I recently switched to nouveau and I can now. from within X, switch to a console via CTRL-ALT-F*.

Yet I fail to see a scenario, where this would be actually useful: when would I do that and no simply open another terminal under X?

Thanks for your hints.

gw

----------

## aCOSwt

Running an X terminal as root is strongly discouraged.

=> I switch to console whenever I need to do something as root.

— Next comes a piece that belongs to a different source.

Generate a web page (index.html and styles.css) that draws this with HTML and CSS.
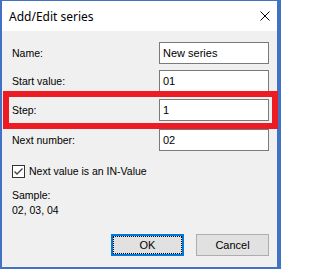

BTW, I do not formally call this facility of switching to console kernel mode setting.

----------

## Gusar

The console is just one user of KMS, not what KMS is all about.

----------

## py-ro

And Switchign via ALT-F1 works without KMS...

----------

## cach0rr0

 *gw wrote:*   

> I recently switched to nouveau and I can now. from within X, switch to a console via CTRL-ALT-F*.
> 
> Yet I fail to see a scenario, where this would be actually useful: when would I do that and no simply open another terminal under X?
> 
> Thanks for your hints.
> ...

 

a)you were able to CTRL+ALT+F* long before KMS. KMS just makes it a bit "prettier" and swifter

b)you can also do e.g. CTRL+ALT+F* to switch to a different X session, as you could have before

c)ever have a problem in X where the mouse becomes unresponsive, and you desperately need to do something that can only be fixed from the CLI?

those are just the quickest points that come to mind; there are others.

----------

## Aquous

Some advantages of KMS:

 - a flicker-free boot process

 - the system drops to console mode when a panic occurs instead of just freezing

 - no need to run X as root (X no longer needs direct control over your card)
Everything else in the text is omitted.